Every ambitious attempt to break through the humbling conditions on which man may hold communion with God, must then fail of success; since the Supreme has fixed the scene of worship and converse, not in the skies, but on earth. The Scripture models of devotion, far from encouraging vague and inarticulate contemplations, consist of such utterances of desire, or hope, or love, as seem to suppose the existence of correlative feelings, and indeed of every human sympathy in him to whom they are addressed. And although reason and Scripture assure us that he neither needs to be informed of our wants, nor waits to be moved by our supplications, yet will he be approached with the eloquence of importunate desire, and he demands, not only a sincere feeling of indigence and dependence, but an undissembled zeal and diligence in seeking the desired boons by persevering request. He is to be supplicated with arguments, as one who needs to be swayed and moved, to be wrought upon and influenced; nor is any alternative offered to those who would present themselves at the throne of heavenly grace, or any exception made in favor of superior spirits, whose more elevated notions of the divine perfections may render this accommodated style distasteful. As the hearer of prayer stoops to listen, so also must the suppliant stoop from the heights of philosophical or meditative abstraction, and either come in genuine simplicity of petition, as a son to a father, or be utterly excluded from the friendship of his Maker.

This scriptural system of devotion stands opposed, then, to all those false sublimities of an enthusiastic pietism which affect to lift man into a middle region between heaven and earth, ere he may think himself admitted to hold communion with God. While the inflated devotee is soaring into he knows not what vagueness of upper space, he "whom the heaven of heavens cannot contain," has come down, and, with benign condescension, has placed himself in the centre of the little circle of human ideas and affections. The man of imaginative, or of hyper-rational piety, is gone in contemplation where God is not; or where man shall never meet him: for "the high and lofty One that inhabiteth eternity, whose name is holy, and who dwelleth in the high and holy place," when he invites us to his friendship, holds the splendor of his natural perfections in abeyance and proclaims that "he dwells with the man who is of a humble and contrite spirit, to revive the spirit of the humble, and to revive the heart of the contrite ones." Thus does the piety taught in the Scriptures make provision against the vain exaggerations of enthusiasm; and thus does it give free play to the affections of the heart; while whatever might stimulate the imagination is enveloped in the thickest covering of obscurity.

The outward forms and observances of worship are manifestly intended to discourage and exclude the false refinements of an imaginative piety, and to give to the religious affections a mundane, rather than a transcendental character.
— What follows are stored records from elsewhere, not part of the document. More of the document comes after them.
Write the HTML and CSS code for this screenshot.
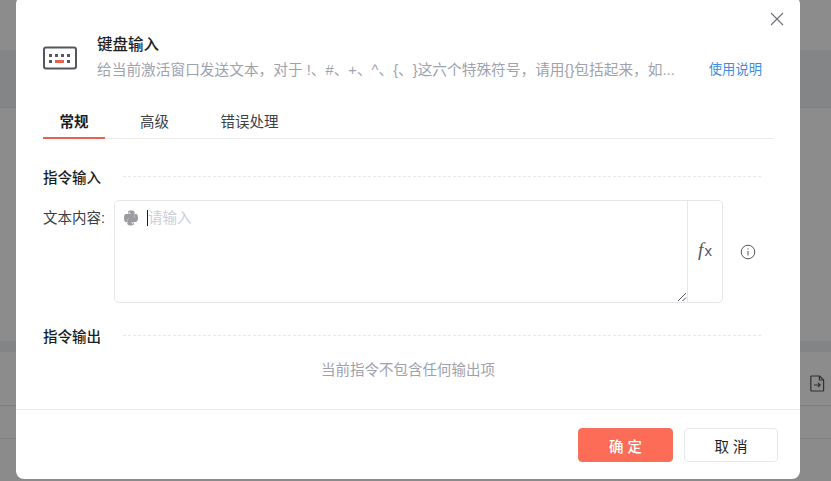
FILE: index.html
```html
<!DOCTYPE html>
<html lang="zh-CN">
<head>
  <meta charset="UTF-8" />
  <title>键盘输入</title>
  <link rel="stylesheet" href="styles.css">
</head>
<body>
  <div class="backdrop">
    <div class="band band-top"></div>
    <div class="band band-head"></div>
    <div class="band band-body"></div>
    <div class="band band-head2"></div>
    <div class="band band-row">
      <svg class="file-icon" width="15" height="17" viewBox="0 0 15 17" fill="none" stroke="#2f3136" stroke-width="1.2">
        <path d="M1.6 1h8l4 4v10.2a.8.8 0 0 1-.8.8H1.6a.8.8 0 0 1-.8-.8V1.8a.8.8 0 0 1 .8-.8z" />
        <path d="M9.4 1v4h4" />
        <path d="M4 10h6M8 7.8l2.2 2.2L8 12.2" />
      </svg>
    </div>
    <div class="band band-row2"></div>
  </div>

  <div class="modal">
    <button class="close" aria-label="close">
      <svg width="14" height="14" viewBox="0 0 14 14" stroke="#6b6e76" stroke-width="1.1" fill="none">
        <path d="M1 1l12 12M13 1L1 13" />
      </svg>
    </button>

    <div class="modal-head">
      <svg class="kb-icon" width="34" height="24" viewBox="0 0 34 24" fill="none">
        <rect x="1" y="1.5" width="32" height="21" rx="2" stroke="#55565e" stroke-width="2" />
        <g fill="#55565e">
          <rect x="6" y="8" width="3" height="3" />
          <rect x="12" y="8" width="3" height="3" />
          <rect x="18" y="8" width="3" height="3" />
          <rect x="24" y="8" width="3" height="3" />
          <rect x="6" y="14" width="3" height="3" />
          <rect x="24" y="14" width="3" height="3" />
        </g>
        <rect x="12" y="14" width="9" height="3" fill="#e8604f" />
      </svg>
      <div class="head-text">
        <div class="title">键盘输入</div>
        <div class="desc">给当前激活窗口发送文本，对于 !、#、+、^、{、}这六个特殊符号，请用{}包括起来，如...</div>
      </div>
      <a class="help" href="#">使用说明</a>
    </div>

    <div class="tabs">
      <div class="tab active">常规</div>
      <div class="tab">高级</div>
      <div class="tab">错误处理</div>
    </div>

    <div class="section-title"><span>指令输入</span><i></i></div>

    <div class="field">
      <label>文本内容:</label>
      <div class="input-box">
        <div class="input-area">
          <svg class="py-icon" width="16" height="16" viewBox="0 0 16 16" fill="#9b9ca1">
            <path d="M7.9.6C4.8.6 5 2 5 2v1.5h3v.5H3.4S1 3.700 1 7.900s2.100 4 2.100 4h1.300v-1.900s-.1-2.100 2.100-2.100h3.100s2 0 2-2V2.600S12 .6 7.900.6zM6.200 1.700a.6.600 0 1 1 0 1.200.6.600 0 0 1 0-1.200z" />
            <path d="M8.100 15.400c3.100 0 2.900-1.400 2.900-1.400v-1.500H8V12h4.600s2.400.3 2.400-3.900-2.100-4-2.100-4h-1.300v1.900s.1 2.100-2.100 2.100H6.400s-2 0-2 2v3.300S4 15.400 8.100 15.400zm1.700-1.100a.6.600 0 1 1 0-1.200.6.600 0 0 1 0 1.200z" />
          </svg>
          <span class="caret"></span>
          <span class="placeholder">请输入</span>
          <svg class="resize" width="10" height="10" viewBox="0 0 10 10" stroke="#55565e" stroke-width="1" fill="none">
            <path d="M1 9l8-8M5.500 9L9 5.500" />
          </svg>
        </div>
        <div class="fx"><span class="fx-f">f</span><span class="fx-x">x</span></div>
      </div>
      <svg class="info" width="16" height="16" viewBox="0 0 16 16" fill="none" stroke="#55565e" stroke-width="1">
        <circle cx="8" cy="8" r="6.800" />
        <path d="M8 7v4.500M8 4.300v1.200" />
      </svg>
    </div>

    <div class="section-title output"><span>指令输出</span><i></i></div>
    <div class="empty">当前指令不包含任何输出项</div>

    <div class="modal-foot">
      <button class="btn primary">确 定</button>
      <button class="btn">取 消</button>
    </div>
  </div>
</body>
</html>
```

FILE: styles.css
```css
* {
  box-sizing: border-box;
}

html, body {
  margin: 0;
  height: 100%;
  overflow: hidden;
}

body {
  font-family: "Liberation Sans", "Noto Sans CJK SC", sans-serif;
  background-color: #8b8b8b;
  color: #1c1e24;
  font-size: 14.5px;
  text-spacing-trim: space-all;
}

.backdrop {
  height: 481px;
}

.band {
  border-bottom: 1px solid #7f8083;
}

.band-top { height: 50px; background: #8c8c8c; border: 0; }
.band-head { height: 58px; background: #848586; }
.band-body { height: 233px; background: #8c8c8c; border: 0; }
.band-head2 { height: 11px; background: #838485; border: 0; }
.band-row { height: 54px; background: #8c8c8c; display: flex; justify-content: flex-end; align-items: center; padding-right: 6px; }
.band-row2 { height: 33px; background: #8c8c8c; }

.file-icon {
  margin-top: 10px;
}

.modal {
  position: absolute;
  left: 16px;
  top: -4px;
  width: 784px;
  height: 483px;
  background: #fff;
  border-radius: 8px;
  display: flex;
  flex-direction: column;
}

.close {
  position: absolute;
  top: 16px;
  right: 16px;
  width: 14px;
  height: 14px;
  padding: 0;
  border: 0;
  background: none;
  display: flex;
}

.modal-head {
  display: flex;
  align-items: center;
  margin-top: 39px;
  padding: 0 38px 0 27px;
  height: 44px;
}

.kb-icon {
  flex: none;
  margin-right: 20px;
  margin-top: 2px;
}

.head-text {
  flex: 1;
  min-width: 0;
}

.title {
  font-size: 15.5px;
  font-weight: 500;
  line-height: 20px;
  margin-bottom: 5px;
}

.desc {
  color: #9ea2ae;
  font-size: 14.7px;
  line-height: 20px;
  white-space: nowrap;
  overflow: hidden;
}

.help {
  flex: none;
  color: #3c8ce0;
  font-size: 13.3px;
  text-decoration: none;
  margin-left: 32px;
  margin-top: 22px;
}

.tabs {
  display: flex;
  margin: 22px 27px 0;
  height: 38px;
  border-bottom: 1px solid #ebebeb;
}

.tab {
  padding: 0 16.5px;
  margin-right: 18.5px;
  line-height: 42px;
  color: #3c3f47;
}

.tab.active {
  color: #1c1e24;
  font-weight: 700;
  height: 38px;
  border-bottom: 2px solid #e8604f;
}

.section-title {
  display: flex;
  align-items: center;
  margin: 27px 39px 0 27px;
  height: 20px;
  font-weight: 500;
}

.section-title i {
  flex: 1;
  margin-left: 22px;
  border-top: 1px dashed #e8e8ea;
}

.field {
  display: flex;
  margin: 14px 0 0 27px;
}

.field label {
  width: 71px;
  flex: none;
  line-height: 20px;
  margin-top: 8px;
  color: #3c3f47;
}

.input-box {
  width: 609px;
  height: 103px;
  border: 1px solid #e6e7ea;
  border-radius: 5px;
  display: flex;
}

.input-area {
  position: relative;
  flex: 1;
  display: flex;
  align-items: flex-start;
  padding: 9px 0 0 8px;
  border-right: 1px solid #e6e7ea;
}

.py-icon {
  flex: none;
}

.caret {
  width: 1px;
  height: 16px;
  background: #1c1e24;
  margin: 0 0 0 8px;
}

.placeholder {
  color: #ccced4;
  line-height: 16px;
}

.resize {
  position: absolute;
  right: 0;
  bottom: 0;
}

.fx {
  width: 34px;
  flex: none;
  display: flex;
  align-items: baseline;
  justify-content: center;
  padding-top: 39px;
  line-height: 20px;
  color: #55565e;
}

.fx-f {
  font-family: "Liberation Serif", serif;
  font-style: italic;
  font-size: 19px;
}

.fx-x {
  font-family: "Liberation Sans", sans-serif;
  font-size: 15px;
  margin-left: 1px;
}

.info {
  margin: 44px 0 0 17px;
}

.section-title.output {
  margin-top: 22px;
}

.empty {
  margin-top: 15px;
  text-align: center;
  color: #9ea2ae;
  line-height: 20px;
}

.modal-foot {
  margin-top: auto;
  height: 70px;
  border-top: 1px solid #ebebeb;
  display: flex;
  justify-content: flex-end;
  align-items: flex-start;
  gap: 11px;
  padding: 18px 22px 0 0;
}

.btn {
  width: 94px;
  height: 34px;
  border: 1px solid #e8e8ea;
  border-radius: 4px;
  background: #fff;
  color: #1c1e24;
  font-family: inherit;
  font-size: 14.5px;
}

.btn.primary {
  width: 95px;
  background: #fc6c57;
  border-color: #f6715c;
  color: #fff;
  font-weight: 500;
}
```
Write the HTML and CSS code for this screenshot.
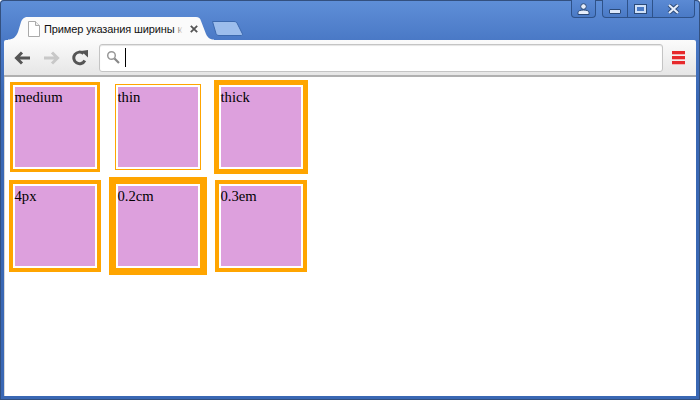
FILE: index.html
```html
<!DOCTYPE html>
<html lang="ru">
<head>
<meta charset="utf-8">
<title>Пример указания ширины</title>
<link rel="stylesheet" href="styles.css">
</head>
<body>
<div class="window">
  <header class="titlebar">
    <div class="tab">
      <svg class="tab-shape" width="212" height="24" viewBox="0 0 212 24"><path d="M4 23.500C9 23.500 12 21 14 16L17 6C18.500 2.500 20 1 24 1H192C195 1 196 2 197 5L202 18C204 22 206 23.500 210 23.500V24H4Z" fill="#fbfbfb"/></svg>
      <svg class="page-icon" width="12" height="16" viewBox="0 0 12 16"><path d="M.5.5H7.500L11.500 4.500V15.500H.5Z" fill="#fff" stroke="#aaa"/><path d="M7.500.5V4.500H11.500" fill="#eee" stroke="#aaa"/></svg>
      <span class="tab-title">Пример указания ширины к</span>
      <span class="tab-fade"></span>
      <svg class="tab-close" width="8" height="8" viewBox="0 0 8 8"><path d="M.8.8L7.200 7.200M7.200.8L.8 7.200" stroke="#555" stroke-width="1.800"/></svg>
    </div>
    <svg class="new-tab" width="31" height="15" viewBox="0 0 31 15"><path d="M.5.5H22C24 .5 25 1.500 25.500 3L30.500 13C30.500 14 30 14.500 29 14.500H7C5 14.500 4.500 13.500 4 12.500Z" fill="#9cbdec" stroke="#3c69ae"/></svg>
    <div class="controls">
      <div class="ctrl ctrl-user"><svg width="13" height="12" viewBox="0 0 13 12"><circle cx="6.500" cy="3.500" r="2.800" fill="#e6eefb" stroke="#2c4a78"/><path d="M1 11.500V9.500C1 8 3 7 6.500 7C10 7 12 8 12 9.500V11.500Z" fill="#e6eefb" stroke="#2c4a78"/></svg></div>
      <div class="ctrl-group">
        <div class="ctrl ctrl-min"><span class="min-bar"></span></div>
        <div class="ctrl ctrl-max"><span class="max-box"></span></div>
        <div class="ctrl ctrl-close"><svg width="13" height="10" viewBox="0 0 13 10"><path d="M2 1L11 9M11 1L2 9" stroke="#2c4a78" stroke-width="4"/><path d="M2 1L11 9M11 1L2 9" stroke="#e6eefb" stroke-width="2.200"/></svg></div>
      </div>
    </div>
  </header>
  <nav class="toolbar">
    <svg class="nav-icon" width="17" height="14" viewBox="0 0 17 14"><path d="M16 7H3M8 1.500L2.500 7L8 12.500" fill="none" stroke="#555" stroke-width="3"/></svg>
    <svg class="nav-icon" width="17" height="14" viewBox="0 0 17 14"><path d="M1 7H14M9 1.500L14.500 7L9 12.500" fill="none" stroke="#c8c8c8" stroke-width="3"/></svg>
    <svg class="nav-icon" width="16" height="16" viewBox="0 0 16 16"><path d="M12.800 10.500A5.800 5.800 0 1 1 11.500 3.600" fill="none" stroke="#555" stroke-width="3"/><path d="M9 1L16 0V7.500Z" fill="#555"/></svg>
    <div class="omnibox">
      <svg width="15" height="15" viewBox="0 0 15 15"><circle cx="5.500" cy="5.500" r="3.800" fill="#fff" stroke="#999" stroke-width="1.500"/><path d="M8.500 8.500L13 13" stroke="#888" stroke-width="2.200"/></svg>
      <span class="caret"></span>
    </div>
    <div class="menu"><span></span><span></span><span></span></div>
  </nav>
  <main class="content">
    <div class="cell"><div class="box b-medium">medium</div></div>
    <div class="cell"><div class="box b-thin">thin</div></div>
    <div class="cell"><div class="box b-thick">thick</div></div>
    <div class="cell"><div class="box b-4px">4px</div></div>
    <div class="cell"><div class="box b-cm">0.2cm</div></div>
    <div class="cell"><div class="box b-em">0.3em</div></div>
  </main>
</div>
</body>
</html>
```
FILE: styles.css
```css
html, body { margin: 0; padding: 0; }
body { width: 700px; height: 400px; overflow: hidden; background: #fff; }
.window {
  width: 700px; height: 400px; box-sizing: border-box;
  display: flex; flex-direction: column;
  padding: 1px 4px 4px 4px;
  border-radius: 4px 4px 0 0;
  background: linear-gradient(to bottom, #5f8fd8 0, #4a79c6 40px, #3a68b4 100px, #3a68b4 100%);
  box-shadow: inset 0 0 0 1px #33507f;
}
.titlebar { height: 39px; flex: none; display: flex; align-items: flex-end; position: relative; }
.tab {
  width: 212px; height: 24px; flex: none; position: relative; box-sizing: border-box;
  display: flex; align-items: center; padding: 2px 0 0 24px;
  font: 11px/14px "Liberation Sans", Arial, sans-serif; color: #111;
}
.tab-shape { position: absolute; left: 0; top: 0; }
.page-icon { position: relative; flex: none; }
.tab-title { position: relative; width: 139px; flex: none; white-space: nowrap; overflow: hidden; margin-left: 4px; letter-spacing: -0.12px; }
.tab-fade { position: absolute; left: 172px; top: 4px; width: 7px; height: 18px; background: linear-gradient(to right, rgba(251,251,251,0.3), #fbfbfb); }
.tab-close { position: relative; flex: none; margin-left: 7px; }
.new-tab { flex: none; margin: 0 0 4px -4px; }
.controls { position: absolute; right: 1px; top: -1px; display: flex; gap: 6px; }
.ctrl { height: 17px; display: flex; align-items: center; justify-content: center; box-sizing: border-box; }
.ctrl-user {
  width: 25px; height: 18px; background: linear-gradient(to bottom, #5b8ad4, #4a7ac6);
  border: 1px solid #2e528a; border-top: none; border-radius: 0 0 4px 4px;
}
.ctrl-group {
  display: flex; height: 18px; box-sizing: border-box;
  background: linear-gradient(to bottom, #5b8ad4, #4a7ac6);
  border: 1px solid #2e528a; border-top: none; border-radius: 0 0 4px 4px;
}
.ctrl-min { width: 25px; border-right: 1px solid #2e528a; }
.ctrl-max { width: 25px; border-right: 1px solid #2e528a; }
.ctrl-close { width: 41px; }
.min-bar { width: 12px; height: 5px; margin-top: 5px; background: #dce8fa; border: 1px solid #2c4a78; box-sizing: border-box; border-radius: 1px; }
.max-box { width: 11px; height: 8px; box-sizing: border-box; border: 2px solid #cfe0f8; outline: 1px solid #2c4a78; background: #4a7ac6; }
.toolbar {
  height: 37px; flex: none; display: flex; align-items: center; box-sizing: border-box;
  background: linear-gradient(to bottom, #fbfbfb, #e6e6e6);
  border-bottom: 2px solid #b0b0b0;
  border-radius: 2px 2px 0 0;
  padding: 0 0 0 10px;
}
.nav-icon { flex: none; margin-right: 12px; }
.nav-icon:nth-of-type(3) { margin-right: 11px; }
.omnibox {
  flex: none; width: 564px; height: 28px; box-sizing: border-box;
  background: #fff; border: 1px solid #c4c4c4; border-radius: 3px;
  box-shadow: inset 0 1px 1px #e4e4e4;
  display: flex; align-items: center; padding-left: 6px; gap: 4px;
}
.caret { width: 1px; height: 19px; background: #000; }
.menu { margin-left: 9px; display: flex; flex-direction: column; gap: 2px; width: 13px; }
.menu span { height: 3px; background: #e6292c; box-shadow: 0 1px 0 #f5b5b5; }
.content {
  flex: 1; background: #fff; display: grid;
  grid-template-columns: repeat(3, 103px); grid-template-rows: repeat(2, 99px);
  align-content: start;
  box-shadow: inset 1px 0 0 #d8d8d8;
}
.cell { display: flex; align-items: center; justify-content: center; box-sizing: border-box; width: 103px; height: 99px; padding-right: 2px; }
.box {
  width: 80px; height: 80px; padding: 2px; flex: none;
  background: #dda0dd; background-clip: content-box;
  border: 0 solid orange;
  font: 14.67px/20px "Liberation Serif", "Times New Roman", serif; color: #000;
}
.b-medium { border-width: 3px; }
.b-thin { border-width: 1px; }
.b-thick { border-width: 5px; }
.b-4px { border-width: 4px; }
.b-cm { border-width: 7px; }
.b-em { border-width: 4px; }
```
The congregated worshippers come into "the house of God," the hall or court of audience, on the intelligible terms of human association; and they come by explicit invitation from him who declares that "wheresoever two or three are gathered together in his name, there he is" to meet them. And being so assembled, as in the actual presence of the "King of saints" they give utterance to the emotions of love, veneration, hope, joy, penitence, in all those modes of outward expression which are at once proper to the constitution of human nature and proper to be addressed to a being of kindred character and sympathies. Worship is planned altogether in adaptation to the limitations of the inferior party, not in proportion to the infinitude of the superior; even the worship of heaven must be framed on the same principle; for how high soever we ascend in the scale of created intelligence, still the finite can never surmount its boundaries, or at all adapt itself to the infinite. But the infinite may always bow to the finite. Those, therefore, who, inflated by enthusiasm, contemn or neglect the modes and style of worship proper to humanity, must find that, though indulgence should be given to their affectation on earth, no room can be allowed it in heaven.